Secara garis besar, ada 2 bagian besar kajian terbang formasi ini. Pertama adalah bagaimana menjaga agar masing-masing UAV terbang dalam suatu konfigurasi tertentu. Artinya, kontroler yang didesain harus dapat mempertahankan suatu tatanan geometris dari formasi tersebut. Umumnya kontroler yang didesain menerapkan prinsip perubahan dari geometri formasi tersebut adalah suatu disturbance dan harus diatenuasi. Selain itu, beberapa kontroler nonlinear seperti swarming intelligence juga sangat hangat di dunia akademis.
 
Selain formation keeping, bidang yang juga sedang digeluti adalah tentang rekonfigurasi dari geometri formasi itu sendiri. Tidak ada satu formasi yang cocok selama dalam suatu misi. Sering kali konfigurasi tersebut harus berubah. Perubahan konfigurasi ini dapat dicapai melalu beberapa metodologi.
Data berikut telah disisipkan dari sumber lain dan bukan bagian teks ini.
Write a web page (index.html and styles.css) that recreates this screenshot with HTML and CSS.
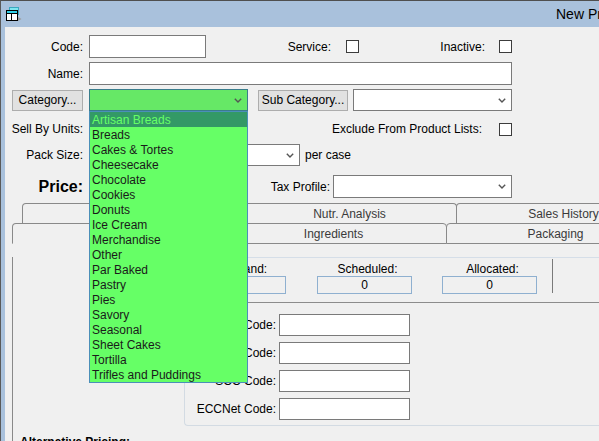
FILE: index.html
```html
<!DOCTYPE html>
<html>
<head>
<meta charset="utf-8">
<title>New Product</title>
<link rel="stylesheet" href="styles.css">
</head>
<body>
<div class="window">
  <div class="titlebar">
    <svg class="appicon" viewBox="0 0 16 15" width="16" height="15">
      <rect x="3.5" y="0.5" width="9" height="7" fill="#7fe6f0" stroke="#3aa8c0"/>
      <rect x="0.5" y="3.5" width="11" height="10" fill="#ffffff" stroke="#000000"/>
      <rect x="1" y="4" width="10" height="2" fill="#2fd0e8"/>
      <line x1="0.5" y1="6.5" x2="11.5" y2="6.5" stroke="#000"/>
      <line x1="5.5" y1="6.5" x2="5.5" y2="13.5" stroke="#000"/>
      <path d="M12 10 L15.5 12 L12 14 Z" fill="#9a9a9a"/>
    </svg>
    <span class="title">New Product</span>
  </div>
  <div class="body">
    <div class="row r-code">
      <span class="lbl">Code:</span>
      <div class="input w-code"></div>
      <span class="lbl-service">Service:</span>
      <span class="chk"></span>
      <span class="lbl-inactive">Inactive:</span>
      <span class="chk"></span>
    </div>
    <div class="row r-name">
      <span class="lbl">Name:</span>
      <div class="input w-name"></div>
    </div>
    <div class="row r-cat">
      <div class="btn btn-cat">Category...</div>
      <div class="combo combo-green w-cat">
        <svg class="chev" viewBox="0 0 8 5" width="8" height="5"><polyline points="0.8,0.8 4,4 7.2,0.8" fill="none" stroke="#555" stroke-width="1.4"/></svg>
      </div>
      <div class="btn btn-sub">Sub Category...</div>
      <div class="combo w-subcat">
        <svg class="chev" viewBox="0 0 8 5" width="8" height="5"><polyline points="0.8,0.8 4,4 7.2,0.8" fill="none" stroke="#555" stroke-width="1.4"/></svg>
      </div>
    </div>
    <div class="row r-sell">
      <span class="lbl">Sell By Units:</span>
      <span class="lbl-exclude">Exclude From Product Lists:</span>
      <span class="chk"></span>
    </div>
    <div class="row r-pack">
      <span class="lbl">Pack Size:</span>
      <div class="combo w-pack">
        <svg class="chev" viewBox="0 0 8 5" width="8" height="5"><polyline points="0.8,0.8 4,4 7.2,0.8" fill="none" stroke="#555" stroke-width="1.4"/></svg>
      </div>
      <span class="percase">per case</span>
    </div>
    <div class="row r-price">
      <span class="lbl lbl-price">Price:</span>
      <span class="lbl-tax">Tax Profile:</span>
      <div class="combo w-tax">
        <svg class="chev" viewBox="0 0 8 5" width="8" height="5"><polyline points="0.8,0.8 4,4 7.2,0.8" fill="none" stroke="#555" stroke-width="1.4"/></svg>
      </div>
    </div>

    <div class="tabs">
      <div class="tabrow back">
        <div class="tab t-gen">General</div>
        <div class="tab t-nutr">Nutr. Analysis</div>
        <div class="tab t-sales">Sales History</div>
      </div>
      <div class="tabrow front">
        <div class="tab sel t-inv">Inventory</div>
        <div class="tab t-ingr">Ingredients</div>
        <div class="tab t-pack">Packaging</div>
      </div>
      <div class="panel">
        <div class="qty">
          <div class="qcol q1">
            <div class="qlbl">On Hand:</div>
            <div class="qbox"></div>
          </div>
          <div class="qcol q2">
            <div class="qlbl">Scheduled:</div>
            <div class="qbox">0</div>
          </div>
          <div class="qcol q3">
            <div class="qlbl">Allocated:</div>
            <div class="qbox">0</div>
          </div>
          <div class="vsep"></div>
        </div>
        <div class="group">
          <div class="grow"><span class="glbl">UPC Code:</span><div class="input w-gcode"></div></div>
          <div class="grow"><span class="glbl">GTIN Code:</span><div class="input w-gcode"></div></div>
          <div class="grow"><span class="glbl">SCC Code:</span><div class="input w-gcode"></div></div>
          <div class="grow"><span class="glbl">ECCNet Code:</span><div class="input w-gcode"></div></div>
        </div>
        <div class="alt">Alternative Pricing:</div>
      </div>
    </div>

    <ul class="dropdown">
      <li class="selected">Artisan Breads</li>
      <li>Breads</li>
      <li>Cakes &amp; Tortes</li>
      <li>Cheesecake</li>
      <li>Chocolate</li>
      <li>Cookies</li>
      <li>Donuts</li>
      <li>Ice Cream</li>
      <li>Merchandise</li>
      <li>Other</li>
      <li>Par Baked</li>
      <li>Pastry</li>
      <li>Pies</li>
      <li>Savory</li>
      <li>Seasonal</li>
      <li>Sheet Cakes</li>
      <li>Tortilla</li>
      <li>Trifles and Puddings</li>
    </ul>
  </div>
</div>
</body>
</html>
```

FILE: styles.css
```css
* { box-sizing: border-box; }
html, body { margin: 0; padding: 0; }
body {
  width: 599px;
  height: 441px;
  overflow: hidden;
  font-family: "Liberation Sans", Arial, sans-serif;
  font-size: 12px;
  color: #000;
  background: #a9c1dc;
}
.window {
  width: 599px;
  height: 441px;
  border-top: 1px solid #4f4f4f;
  border-left: 1px solid #5a5a5a;
  background: #a9c1dc;
  display: flex;
  flex-direction: column;
  overflow: hidden;
}
.titlebar {
  height: 26px;
  flex: none;
  display: flex;
  align-items: center;
  padding-left: 5px;
  white-space: nowrap;
}
.appicon { flex: none; width: 16px; height: 15px; }
.title { margin-left: 534px; font-size: 14px; color: #000; }

.body {
  flex: 1;
  margin-left: 4px;
  background: #f0f0f0;
  position: relative;
  padding-top: 8px;
  min-width: 0;
  overflow: hidden;
}
.row { display: flex; align-items: center; white-space: nowrap; }
.r-code { height: 23px; }
.r-name { height: 23px; margin-top: 4px; }
.r-cat { height: 22px; margin-top: 4px; }
.r-sell { height: 22px; margin-top: 7px; }
.r-pack { height: 22px; margin-top: 4px; }
.r-price { height: 23px; margin-top: 9px; }

.lbl { flex: none; width: 78px; text-align: right; margin-right: 6px; }
.lbl-price { font-size: 16px; font-weight: bold; }
.lbl-service { flex: none; width: 125px; text-align: right; margin-right: 15px; }
.lbl-inactive { flex: none; width: 126px; text-align: right; margin-right: 14px; }
.lbl-exclude { flex: none; width: 393px; text-align: right; margin-right: 17px; }
.lbl-tax { flex: none; width: 247px; text-align: right; margin-right: 3px; margin-left: -6px; }
.percase { margin-left: 5px; }

.input { flex: none; height: 23px; background: #fff; border: 1px solid #7a7a7a; }
.w-code { width: 117px; }
.w-name { width: 423px; }

.chk { flex: none; width: 13px; height: 13px; border: 1px solid #3c3c3c; background: #fff; }

.btn {
  flex: none;
  height: 21px;
  background: #e1e1e1;
  border: 1px solid #adadad;
  display: flex;
  align-items: center;
  justify-content: center;
}
.btn-cat { width: 71px; margin-left: 7px; margin-right: 6px; }
.btn-sub { width: 90px; margin-left: 10px; margin-right: 5px; }

.combo {
  flex: none;
  height: 22px;
  background: #fff;
  border: 1px solid #7a7a7a;
  display: flex;
  align-items: center;
  justify-content: flex-end;
  padding-right: 5px;
}
.combo-green { background: #66e866; border-color: #3a7d8c; }
.chev { display: block; }
.w-cat { width: 159px; }
.w-subcat { width: 159px; }
.w-pack { width: 211px; }
.w-tax { width: 179px; height: 23px; }

/* tabs */
.tabs { margin-top: 5px; margin-left: 7px; }
.tabrow { display: flex; height: 20px; white-space: nowrap; }
.tabrow.back { margin-left: 10px; }
.tabrow.front { height: 21px; }
.tab {
  flex: none;
  border: 1px solid #898989;
  border-bottom: none;
  border-radius: 4px 4px 0 0;
  margin-right: -1px;
  display: flex;
  align-items: center;
  justify-content: center;
  color: #3a3a3a;
  background: #f0f0f0;
}
.tabrow.front .tab { border-bottom: 1px solid #898989; }
.tabrow.front .tab.sel { border-bottom-color: #f0f0f0; }
.t-gen { width: 221px; }
.t-nutr { width: 215px; }
.t-sales { width: 215px; }
.t-inv { width: 209px; }
.t-ingr { width: 227px; }
.t-pack { width: 219px; }

.panel { border-left: 1px solid #898989; height: 200px; }

.qty {
  margin-left: 171px;
  margin-top: 13px;
  border-top: 1px solid #d5dee8;
  height: 45px;
  display: flex;
  align-items: flex-start;
}
.qcol { flex: none; width: 95px; margin-top: 5px; }
.q1 { margin-left: 7px; }
.q2 { margin-left: 31px; }
.q3 { margin-left: 30px; }
.qlbl { height: 13px; line-height: 13px; text-align: center; padding-left: 6px; white-space: nowrap; }
.qbox {
  height: 18px;
  border: 1px solid #8fb0d0;
  text-align: center;
  line-height: 16px;
  background: #f0f0f0;
}
.vsep { flex: none; width: 1px; height: 34px; margin-top: 1px; margin-left: 15px; background: #7a7a7a; }

.group {
  margin-left: 171px;
  border-top: 1px solid #8c8c8c;
  border-left: 1px solid #d3dbe3;
  border-bottom: 1px solid #d3dbe3;
  border-bottom-left-radius: 4px;
  padding: 11px 0 5px;
}
.grow { display: flex; align-items: center; height: 22px; margin-bottom: 6px; }
.grow:last-child { margin-bottom: 0; }
.glbl { flex: none; width: 91px; text-align: right; margin-right: 3px; white-space: nowrap; }
.w-gcode { width: 131px; height: 22px; }

.alt { margin-left: 7px; margin-top: 9px; font-weight: bold; line-height: 14px; }

/* open category list */
.dropdown {
  position: absolute;
  left: 84px;
  top: 84px;
  width: 159px;
  height: 272px;
  margin: 0;
  padding: 0;
  list-style: none;
  border: 1px solid #4b8fb8;
  background: #66ff66;
  z-index: 5;
}
.dropdown li {
  height: 15px;
  line-height: 13px;
  padding-top: 2px;
  padding-left: 2px;
  color: #1a1a1a;
  white-space: nowrap;
}
.dropdown li.selected { background: #339966; color: #66ff66; }
```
Beberapa metode yang lumayan populer antara lain offline path planning, graph search dan online optimization-based trajectory planning. Masing-masing dari metode ini memiliki keuntungan dan kerugiannya masing-masing.
 
5UAV_V_form_to_Echelon-1.jpg picture by adhikalee
 
Offline path planning adalah perencanaan jalur rekonfigurasi yang dilakukan sebelum misi dilaksanakan. Dengan cara ini, jalur untuk berbagai macam kombinasi rekonfigurasi dihitung oleh sebuar komputer di ground station dan kemudian di simpan ke dalam suatu koleksi trajectory library. Ketika ada perintah untuk melakukan rekonfigurasi, trajectory masing-masing UAV dikirim ke UAV yang bersangkutan untuk kemudian diikuti (trajectory tracking). Keuntungan dari metode ini adalah berbagai macam perilaku nonlinear dan limitasi sistem UAV (misalnya maximum turn rate, maximum speed, minimum speed, dll) dapat diperhitungkan ketika melakukan optimisasi ini. Namun, karena beratnya model yang harus dioptimisasi, metode ini umumnya membutuhkan waktu yang cukup lama sehingga tidak bisa dilakukan secara real-time.
 
inline_23switch.jpg picture by adhikalee
 
Graph search dengan metode Voronoi search adalah metodologi untuk menentukan trajectory mana yang harus dipilih oleh suatu UAV untuk pindah dari lokasi A ke lokasi B. Metode ini mendiskretisasi ruang 3-D ke dalam rusuk-rusuk yang dapat dikombinasikan menjadi suatu trajectory dari titik A ke titik B. Dari sekian banyak kombinasi, akan dipilih jalur yang optimum terhadap suatu metrik tertentu, misalnya waktu atau banyaknya bahan bakar yang diperlukan untuk rekonfigurasi tersebut. Metode ini sangat populer karena metode ini adalah suatu bentuk pencarian jalur optimum yang sistematik. Namun, apabila ruang yang perlu didiskretisasi besar, permasalahan dari metodologi ini adalah besarnya memory yang diperlukan untuk melakukan penyimpanan data.
 
 
Seringkali dibutuhkan suatu bentuk perencanaan trajektori yang dapat dilakukan real-time sesuai dengan situasi dan kondisi dari UAV saat itu. Oleh karena itu, metode-metode perencanaan trajektori penerbangan secara online juga terus dikembangkan. Ada berbagai macam strategi yang digunakan untuk tujuan ini, namun karena perencanaan secara real-time membutuhkan tidak hanya optimalitas solusi tetapi juga batas waktu keluarnya solusi, maka setiap strategi tetap memiliki kekurangan dan kelebihan masing-masing. Daerah ini masih sangat hangat diteliti.